§ Task to complete: Print, word for word, the opening line of the data below and every line after it through the line that contains "2.5 21 21 2.5", but not the pictures.

§ Collected data:
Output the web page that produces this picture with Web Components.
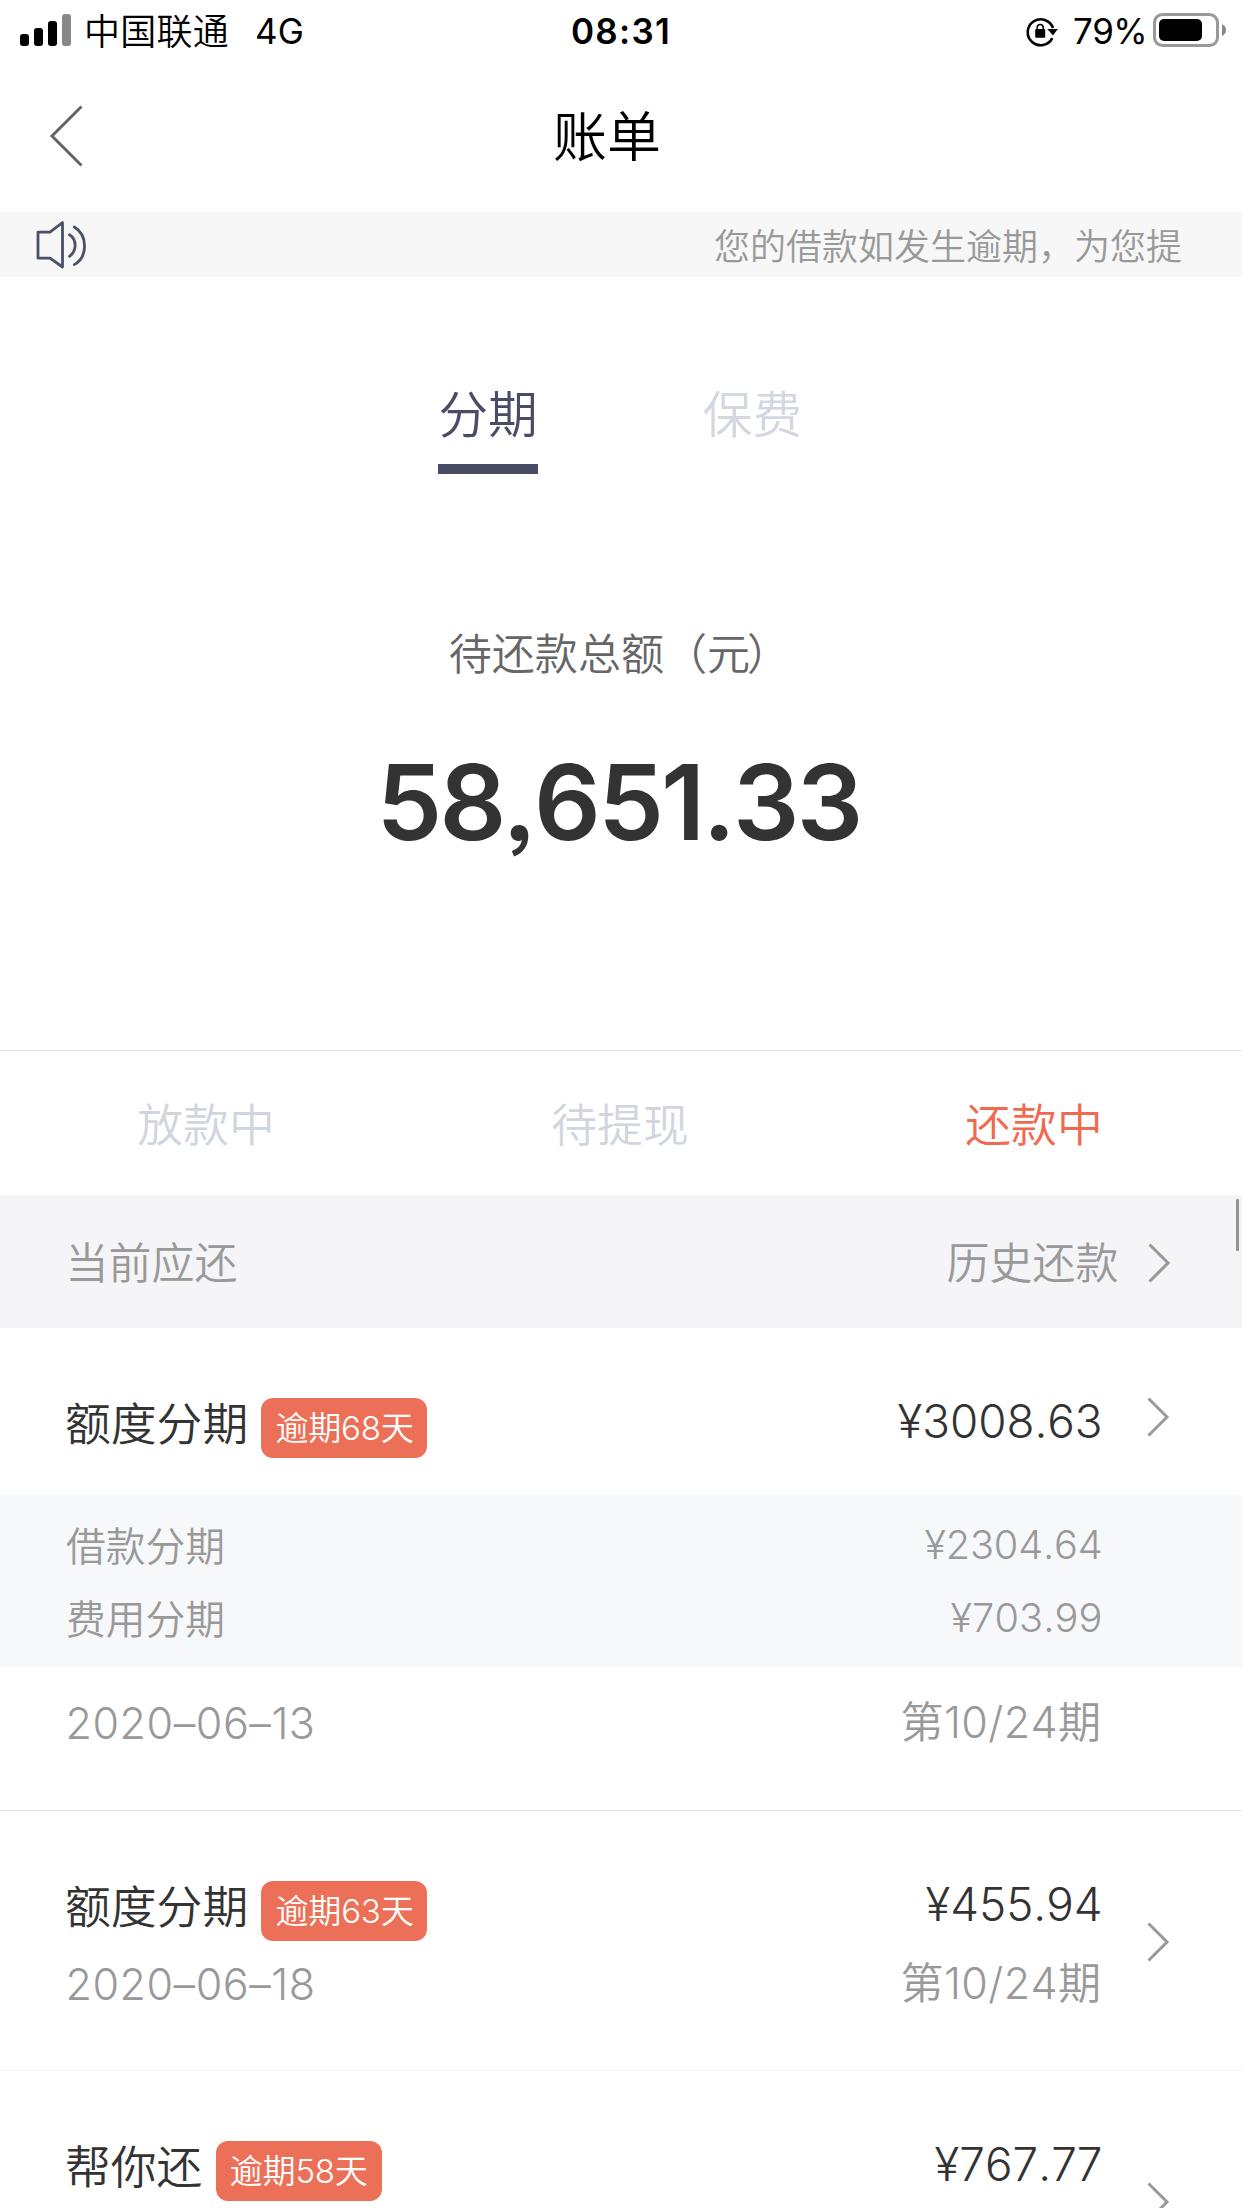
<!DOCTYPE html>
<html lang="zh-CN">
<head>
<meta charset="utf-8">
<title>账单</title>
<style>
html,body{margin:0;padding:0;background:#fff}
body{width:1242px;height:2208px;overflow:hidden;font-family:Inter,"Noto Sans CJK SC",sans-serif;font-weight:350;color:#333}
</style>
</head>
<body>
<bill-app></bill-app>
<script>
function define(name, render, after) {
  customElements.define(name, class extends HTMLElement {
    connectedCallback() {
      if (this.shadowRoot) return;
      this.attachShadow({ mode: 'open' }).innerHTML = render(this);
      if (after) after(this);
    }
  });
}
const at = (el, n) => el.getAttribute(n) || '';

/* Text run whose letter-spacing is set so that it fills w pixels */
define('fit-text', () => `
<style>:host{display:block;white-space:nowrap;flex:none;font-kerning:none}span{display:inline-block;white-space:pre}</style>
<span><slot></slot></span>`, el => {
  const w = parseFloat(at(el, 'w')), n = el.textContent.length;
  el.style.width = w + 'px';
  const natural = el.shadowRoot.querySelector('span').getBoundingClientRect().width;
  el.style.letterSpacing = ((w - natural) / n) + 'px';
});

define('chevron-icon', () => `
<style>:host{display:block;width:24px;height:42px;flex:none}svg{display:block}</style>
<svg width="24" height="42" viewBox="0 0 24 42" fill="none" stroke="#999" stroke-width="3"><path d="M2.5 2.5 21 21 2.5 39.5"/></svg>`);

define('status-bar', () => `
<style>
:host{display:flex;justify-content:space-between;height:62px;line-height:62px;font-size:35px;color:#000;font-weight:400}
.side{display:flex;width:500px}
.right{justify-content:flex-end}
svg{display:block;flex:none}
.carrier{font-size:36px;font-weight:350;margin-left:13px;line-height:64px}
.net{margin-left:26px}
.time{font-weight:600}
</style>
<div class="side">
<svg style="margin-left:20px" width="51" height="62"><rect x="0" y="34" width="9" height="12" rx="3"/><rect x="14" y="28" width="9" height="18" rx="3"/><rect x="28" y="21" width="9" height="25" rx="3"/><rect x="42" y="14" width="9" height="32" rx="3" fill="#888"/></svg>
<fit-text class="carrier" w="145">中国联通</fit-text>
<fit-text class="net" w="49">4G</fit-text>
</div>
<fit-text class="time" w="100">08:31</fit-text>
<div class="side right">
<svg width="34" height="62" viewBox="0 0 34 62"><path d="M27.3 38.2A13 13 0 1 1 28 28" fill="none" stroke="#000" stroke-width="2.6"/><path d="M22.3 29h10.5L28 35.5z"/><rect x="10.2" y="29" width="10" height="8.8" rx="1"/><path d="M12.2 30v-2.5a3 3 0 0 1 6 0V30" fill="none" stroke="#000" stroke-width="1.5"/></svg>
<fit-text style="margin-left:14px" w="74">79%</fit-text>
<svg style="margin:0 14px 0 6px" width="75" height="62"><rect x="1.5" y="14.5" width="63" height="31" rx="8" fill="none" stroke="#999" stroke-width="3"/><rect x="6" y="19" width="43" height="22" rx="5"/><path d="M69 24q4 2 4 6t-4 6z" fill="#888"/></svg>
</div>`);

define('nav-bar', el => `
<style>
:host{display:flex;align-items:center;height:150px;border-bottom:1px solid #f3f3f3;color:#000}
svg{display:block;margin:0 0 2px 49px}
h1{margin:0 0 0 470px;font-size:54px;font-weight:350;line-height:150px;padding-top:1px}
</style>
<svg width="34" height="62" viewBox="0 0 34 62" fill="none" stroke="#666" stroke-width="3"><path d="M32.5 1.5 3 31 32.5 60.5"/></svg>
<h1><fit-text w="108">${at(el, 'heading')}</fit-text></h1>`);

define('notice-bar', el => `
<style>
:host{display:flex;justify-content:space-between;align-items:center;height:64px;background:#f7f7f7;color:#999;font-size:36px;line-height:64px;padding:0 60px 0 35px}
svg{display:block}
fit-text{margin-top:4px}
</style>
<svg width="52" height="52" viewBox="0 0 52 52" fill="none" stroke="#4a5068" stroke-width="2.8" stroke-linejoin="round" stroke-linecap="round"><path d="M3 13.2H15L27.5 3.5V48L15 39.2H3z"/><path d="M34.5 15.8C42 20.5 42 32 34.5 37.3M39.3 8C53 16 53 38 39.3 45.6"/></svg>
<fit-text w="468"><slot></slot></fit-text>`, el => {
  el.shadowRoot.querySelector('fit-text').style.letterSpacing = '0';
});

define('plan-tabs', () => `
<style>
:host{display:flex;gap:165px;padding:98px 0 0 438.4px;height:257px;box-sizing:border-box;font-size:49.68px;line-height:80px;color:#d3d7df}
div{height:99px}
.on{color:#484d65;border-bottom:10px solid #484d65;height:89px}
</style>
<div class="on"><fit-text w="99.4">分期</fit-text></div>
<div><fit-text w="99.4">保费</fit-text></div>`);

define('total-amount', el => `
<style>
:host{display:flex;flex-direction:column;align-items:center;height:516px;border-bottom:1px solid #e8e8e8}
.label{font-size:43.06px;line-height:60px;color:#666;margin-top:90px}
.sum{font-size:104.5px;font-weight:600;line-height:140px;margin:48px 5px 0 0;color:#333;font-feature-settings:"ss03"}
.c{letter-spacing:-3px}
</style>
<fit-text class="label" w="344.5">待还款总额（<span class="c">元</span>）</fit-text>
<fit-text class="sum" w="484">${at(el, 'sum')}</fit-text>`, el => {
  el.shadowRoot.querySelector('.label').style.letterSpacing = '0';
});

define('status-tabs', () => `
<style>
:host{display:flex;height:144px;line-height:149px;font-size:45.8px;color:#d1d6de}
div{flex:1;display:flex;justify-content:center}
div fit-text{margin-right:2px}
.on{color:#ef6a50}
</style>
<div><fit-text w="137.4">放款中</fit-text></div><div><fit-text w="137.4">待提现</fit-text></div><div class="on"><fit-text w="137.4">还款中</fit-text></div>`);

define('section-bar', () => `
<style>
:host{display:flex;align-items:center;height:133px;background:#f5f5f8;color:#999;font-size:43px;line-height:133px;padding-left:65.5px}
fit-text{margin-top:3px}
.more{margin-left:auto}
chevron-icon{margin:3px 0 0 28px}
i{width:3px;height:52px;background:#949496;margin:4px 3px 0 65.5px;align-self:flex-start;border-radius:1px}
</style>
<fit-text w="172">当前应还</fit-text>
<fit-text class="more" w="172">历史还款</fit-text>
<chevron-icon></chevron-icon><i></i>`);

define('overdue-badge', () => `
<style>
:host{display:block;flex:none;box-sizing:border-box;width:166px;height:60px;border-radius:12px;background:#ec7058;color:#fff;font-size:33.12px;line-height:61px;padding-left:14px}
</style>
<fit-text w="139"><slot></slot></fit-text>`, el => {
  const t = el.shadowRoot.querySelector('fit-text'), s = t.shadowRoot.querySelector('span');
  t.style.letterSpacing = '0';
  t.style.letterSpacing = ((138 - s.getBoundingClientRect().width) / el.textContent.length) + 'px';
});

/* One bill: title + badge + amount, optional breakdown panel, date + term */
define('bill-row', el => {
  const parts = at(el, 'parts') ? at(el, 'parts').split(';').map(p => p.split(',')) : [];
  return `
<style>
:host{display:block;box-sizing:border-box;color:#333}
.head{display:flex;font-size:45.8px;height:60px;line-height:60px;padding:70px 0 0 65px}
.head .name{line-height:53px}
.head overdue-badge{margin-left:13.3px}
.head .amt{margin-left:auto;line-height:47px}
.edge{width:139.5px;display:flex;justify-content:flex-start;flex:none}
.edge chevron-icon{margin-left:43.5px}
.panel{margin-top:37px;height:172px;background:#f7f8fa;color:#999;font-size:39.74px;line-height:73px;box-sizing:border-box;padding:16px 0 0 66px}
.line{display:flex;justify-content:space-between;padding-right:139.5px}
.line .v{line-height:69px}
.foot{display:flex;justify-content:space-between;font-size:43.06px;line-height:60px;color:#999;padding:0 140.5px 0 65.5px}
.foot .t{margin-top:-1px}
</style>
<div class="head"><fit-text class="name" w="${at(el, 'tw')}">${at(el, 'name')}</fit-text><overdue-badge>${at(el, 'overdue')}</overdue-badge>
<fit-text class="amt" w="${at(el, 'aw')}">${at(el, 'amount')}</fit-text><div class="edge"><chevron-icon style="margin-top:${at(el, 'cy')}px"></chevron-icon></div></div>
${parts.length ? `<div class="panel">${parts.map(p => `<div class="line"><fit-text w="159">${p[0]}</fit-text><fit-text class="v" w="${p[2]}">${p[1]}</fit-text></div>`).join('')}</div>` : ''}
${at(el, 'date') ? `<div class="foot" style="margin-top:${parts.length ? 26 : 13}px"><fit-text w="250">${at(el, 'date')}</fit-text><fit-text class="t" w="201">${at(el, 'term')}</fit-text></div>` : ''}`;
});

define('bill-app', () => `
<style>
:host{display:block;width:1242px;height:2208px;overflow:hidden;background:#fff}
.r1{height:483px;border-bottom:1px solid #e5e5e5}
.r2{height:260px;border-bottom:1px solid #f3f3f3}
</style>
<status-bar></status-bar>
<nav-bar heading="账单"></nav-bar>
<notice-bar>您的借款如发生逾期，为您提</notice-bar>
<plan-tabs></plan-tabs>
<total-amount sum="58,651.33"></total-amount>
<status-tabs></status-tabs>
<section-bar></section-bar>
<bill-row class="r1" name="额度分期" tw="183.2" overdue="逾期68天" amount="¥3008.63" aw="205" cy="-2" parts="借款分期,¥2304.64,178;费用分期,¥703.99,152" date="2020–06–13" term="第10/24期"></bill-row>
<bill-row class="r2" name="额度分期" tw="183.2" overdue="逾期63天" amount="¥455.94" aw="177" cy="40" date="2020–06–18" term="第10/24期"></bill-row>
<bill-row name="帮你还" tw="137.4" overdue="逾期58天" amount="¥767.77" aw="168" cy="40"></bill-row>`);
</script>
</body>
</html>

§ Solution to this exercise:
Output the web page that produces this picture with Web Components.
<!DOCTYPE html>
<html lang="zh-CN">
<head>
<meta charset="utf-8">
<title>账单</title>
<style>
html,body{margin:0;padding:0;background:#fff}
body{width:1242px;height:2208px;overflow:hidden;font-family:Inter,"Noto Sans CJK SC",sans-serif;font-weight:350;color:#333}
</style>
</head>
<body>
<bill-app></bill-app>
<script>
function define(name, render, after) {
  customElements.define(name, class extends HTMLElement {
    connectedCallback() {
      if (this.shadowRoot) return;
      this.attachShadow({ mode: 'open' }).innerHTML = render(this);
      if (after) after(this);
    }
  });
}
const at = (el, n) => el.getAttribute(n) || '';

/* Text run whose letter-spacing is set so that it fills w pixels */
define('fit-text', () => `
<style>:host{display:block;white-space:nowrap;flex:none;font-kerning:none}span{display:inline-block;white-space:pre}</style>
<span><slot></slot></span>`, el => {
  const w = parseFloat(at(el, 'w')), n = el.textContent.length;
  el.style.width = w + 'px';
  const natural = el.shadowRoot.querySelector('span').getBoundingClientRect().width;
  el.style.letterSpacing = ((w - natural) / n) + 'px';
});

define('chevron-icon', () => `
<style>:host{display:block;width:24px;height:42px;flex:none}svg{display:block}</style>
<svg width="24" height="42" viewBox="0 0 24 42" fill="none" stroke="#999" stroke-width="3"><path d="M2.5 2.5 21 21 2.5 39.5"/></svg>`);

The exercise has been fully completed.